Many Victorian authors, including Lewis Carroll, Elizabeth Gaskell, Thomas Carlyle, and Charlotte Brontë, criticize class prejudice. For example, in North and South, Gaskell reveals her dislike of rigid social stratification by presenting a positive example of class relations in Mr. Hale's treatment of the Margaret's working-class friend, Nicholas Higgins:
Hale treated all his fellow-creatures alike — it never entered into his head to make and difference because of their rank. He placed a chair for Nicholas, stood up till he, at Mr. Hales request, took a seat; and called him, in variable, "Mr. Higgins," instead of the curt "Nicholas" or "Higgins," to which the "drunken infidel weaver" had been accustomed. But Nicholas was neither an habitual drunkard nor a thorough infidel.
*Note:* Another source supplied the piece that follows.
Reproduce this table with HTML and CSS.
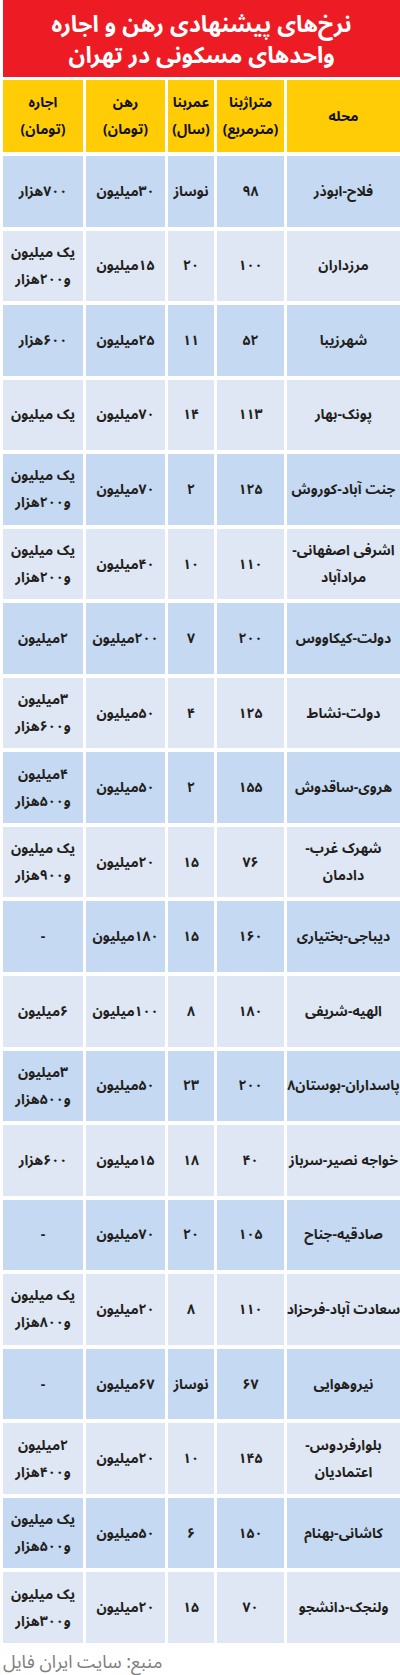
FILE: index.html
```html
<!DOCTYPE html>
<html lang="fa" dir="rtl">
<head>
<meta charset="utf-8">
<title>نرخ‌های پیشنهادی رهن و اجاره</title>
<link rel="stylesheet" href="styles.css">
</head>
<body>
<div class="page">
  <div class="title"><span class="tline">نرخ‌های پیشنهادی رهن و اجاره</span><span class="tline">واحدهای مسکونی در تهران</span></div>
  <div class="table">
    <div class="cell head">محله</div>
    <div class="cell head">متراژبنا<br>(مترمربع)</div>
    <div class="cell head">عمربنا<br>(سال)</div>
    <div class="cell head">رهن<br>(تومان)</div>
    <div class="cell head">اجاره<br>(تومان)</div>

    <div class="cell dark">فلاح-ابوذر</div><div class="cell dark">۹۸</div><div class="cell dark">نوساز</div><div class="cell dark">۳۰میلیون</div><div class="cell dark">۷۰۰هزار</div>
    <div class="cell light">مرزداران</div><div class="cell light">۱۰۰</div><div class="cell light">۲۰</div><div class="cell light">۱۵میلیون</div><div class="cell light">یک میلیون<br>و۲۰۰هزار</div>
    <div class="cell dark">شهرزیبا</div><div class="cell dark">۵۲</div><div class="cell dark">۱۱</div><div class="cell dark">۲۵میلیون</div><div class="cell dark">۶۰۰هزار</div>
    <div class="cell light">پونک-بهار</div><div class="cell light">۱۱۳</div><div class="cell light">۱۴</div><div class="cell light">۷۰میلیون</div><div class="cell light">یک میلیون</div>
    <div class="cell dark">جنت آباد-کوروش</div><div class="cell dark">۱۲۵</div><div class="cell dark">۲</div><div class="cell dark">۷۰میلیون</div><div class="cell dark">یک میلیون<br>و۲۰۰هزار</div>
    <div class="cell light">اشرفی اصفهانی-<br>مرادآباد</div><div class="cell light">۱۱۰</div><div class="cell light">۱۰</div><div class="cell light">۴۰میلیون</div><div class="cell light">یک میلیون<br>و۲۰۰هزار</div>
    <div class="cell dark">دولت-کیکاووس</div><div class="cell dark">۲۰۰</div><div class="cell dark">۷</div><div class="cell dark">۲۰۰میلیون</div><div class="cell dark">۲میلیون</div>
    <div class="cell light">دولت-نشاط</div><div class="cell light">۱۲۵</div><div class="cell light">۴</div><div class="cell light">۵۰میلیون</div><div class="cell light">۳میلیون<br>و۶۰۰هزار</div>
    <div class="cell dark">هروی-ساقدوش</div><div class="cell dark">۱۵۵</div><div class="cell dark">۲</div><div class="cell dark">۵۰میلیون</div><div class="cell dark">۴میلیون<br>و۵۰۰هزار</div>
    <div class="cell light">شهرک غرب-<br>دادمان</div><div class="cell light">۷۶</div><div class="cell light">۱۵</div><div class="cell light">۲۰میلیون</div><div class="cell light">یک میلیون<br>و۹۰۰هزار</div>
    <div class="cell dark">دیباجی-بختیاری</div><div class="cell dark">۱۶۰</div><div class="cell dark">۱۵</div><div class="cell dark">۱۸۰میلیون</div><div class="cell dark">-</div>
    <div class="cell light">الهیه-شریفی</div><div class="cell light">۱۸۰</div><div class="cell light">۸</div><div class="cell light">۱۰۰میلیون</div><div class="cell light">۶میلیون</div>
    <div class="cell dark">پاسداران-بوستان۸</div><div class="cell dark">۲۰۰</div><div class="cell dark">۲۳</div><div class="cell dark">۵۰میلیون</div><div class="cell dark">۳میلیون<br>و۵۰۰هزار</div>
    <div class="cell light">خواجه نصیر-سرباز</div><div class="cell light">۴۰</div><div class="cell light">۱۸</div><div class="cell light">۱۵میلیون</div><div class="cell light">۶۰۰هزار</div>
    <div class="cell dark">صادقیه-جناح</div><div class="cell dark">۱۰۵</div><div class="cell dark">۲۰</div><div class="cell dark">۷۰میلیون</div><div class="cell dark">-</div>
    <div class="cell light">سعادت آباد-فرحزاد</div><div class="cell light">۱۱۰</div><div class="cell light">۸</div><div class="cell light">۲۰میلیون</div><div class="cell light">یک میلیون<br>و۸۰۰هزار</div>
    <div class="cell dark">نیروهوایی</div><div class="cell dark">۶۷</div><div class="cell dark">نوساز</div><div class="cell dark">۶۷میلیون</div><div class="cell dark">-</div>
    <div class="cell light">بلوارفردوس-<br>اعتمادیان</div><div class="cell light">۱۴۵</div><div class="cell light">۱۰</div><div class="cell light">۲۰میلیون</div><div class="cell light">۲میلیون<br>و۴۰۰هزار</div>
    <div class="cell dark">کاشانی-بهنام</div><div class="cell dark">۱۵۰</div><div class="cell dark">۶</div><div class="cell dark">۵۰میلیون</div><div class="cell dark">یک میلیون<br>و۵۰۰هزار</div>
    <div class="cell light">ولنجک-دانشجو</div><div class="cell light">۷۰</div><div class="cell light">۱۵</div><div class="cell light">۲۰میلیون</div><div class="cell light">یک میلیون<br>و۳۰۰هزار</div>
  </div>
  <div class="source">منبع: سایت ایران فایل</div>
</div>
</body>
</html>
```

FILE: styles.css
```css
html, body {
  margin: 0;
  padding: 0;
  background: #ffffff;
}

.page {
  width: 397px;
  margin-left: 3px;
  direction: rtl;
  font-family: "Noto Sans Arabic", "DejaVu Sans", sans-serif;
}

.title {
  height: 77px;
  margin-bottom: 3px;
  background: #ed1c24;
  color: #ffffff;
  font-weight: bold;
  font-size: 23px;
  text-align: center;
  display: flex;
  flex-direction: column;
  align-items: center;
  justify-content: center;
  box-sizing: border-box;
  padding-top: 2px;
}

.tline {
  display: block;
  line-height: 31px;
  white-space: nowrap;
}

.table {
  display: grid;
  grid-template-columns: 113px 67px 46px 79px 80px;
  grid-template-rows: 72px;
  grid-auto-rows: 70.55px;
  column-gap: 3px;
  row-gap: 4px;
}

.cell {
  display: flex;
  align-items: center;
  justify-content: center;
  text-align: center;
  font-size: 14px;
  line-height: 27px;
  color: #231f20;
  font-weight: bold;
  white-space: nowrap;
}

.head {
  background: #ffcc05;
  color: #111111;
}

.dark {
  background: #c5daf2;
}

.light {
  background: #dfe7f4;
}

.source {
  margin-top: 6px;
  text-align: left;
  font-size: 18px;
  line-height: 26px;
  color: #7d7d7d;
}
```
He drank to drown care, as he would have himself expressed it: and he was infidel so far as he had never yet found any form of faith to which he could attach himself, heart and soul. Margaret was a little surprised, and very much pleased, when she found her father and Higgins in earnest conversation, each speaking with gentle politeness to the other, however their opinions might clash. Nicholas — clean, tidied (if only at the pump-trough), and quiet spoken — was a new creature to her, who had only seen him in the rough independence of his own hearthstone. 
Gaskell presents Hale as the ideal. He sees the man before he sees his social position; the person behind the title. Margaret held extreme prejudices against the North, particularly against the tradesmen, at the beginning of the novel. Now she truly appreciates her father's fairness. Later in the book, she teaches Mr. Thornton that "all men are created equal." Gaskell attempts to pass that same idea on to her reader.
Like Gaskell, Charlotte Brontë illustrates the harmfulness of distinctions between class, though in Jane Eyre, she does so on a much more limited level. One can see simply from the plot of the story that she intends to nullify the differences between the various social circles. The story line charts the progress of Jane as she starts at the bottom of the social scale as an orphan living off her aunt's charity and eventually, with "virtuous integrity, keen intellect and tireless perseverance broke through class barriers to win equal stature with the man she loved." (Bantam Books, Jane Eyre)
Brontë, by choosing the profession of governess for Jane, allowed her audience to see life from both the servant's point of view and the aristocracy's point of view by means of a critical, cultured, and articulate character. The uncertain social status of governesses made the role a difficult one as the following historical description points out:
The governess in the nineteenth century personified a life of intense misery. She was also that most unfortunate individual; the single, middle-class woman who had to earn her own living. Although being a governess might be a degradation, employing one was a sign of culture and means. . . . The psychological situation of the governess made her position unenviable. Her presence created practical difficulties within the Victorian home because she was neither a servant nor a member of the family. She was from the social level of the family, but the fact that she was paid a salary put her at the economic level of the servants. (Bonnie G. Smith, "Chapter 5: The Domestic Sphere in the Victorian Age," Changing Lives]
Only the salary of the governess and her usually low family position keeps her from being considered part of the culturally elite. The same holds true for the tradesman from Gaskell's North and South. They do not lack potential or intellect anymore than the aristocracy do. Brontë and Gaskell successfully break down the barriers and prove what people from the lower classes can possibly achieve.
The two authors use the same technique to show how the differences between class fall away. They pay specific attention to changes in names and labels and demonstrate that only labels truly differentiate the worker from aristocracy. Gaskell talks about how Mr. Hale calls Higgins "Mr. Higgins" rather than anything else and she goes on to prove the invalidity of using the label of "drunken infidel weaver" to describe him. Further on in the novel, as Thornton comes to accept his worker as equal human beings, his label for them switches from "hands" to "men." The identical thing happens in Jane Eyre. As Jane gains equal footing with Rochester, he demands that she calls him "Edward" rather than "sir." The manipulation of names reveals the shallow basis for social structure, thus confirming Brontë and Gaskell's ideas on the negativity of class prejudice.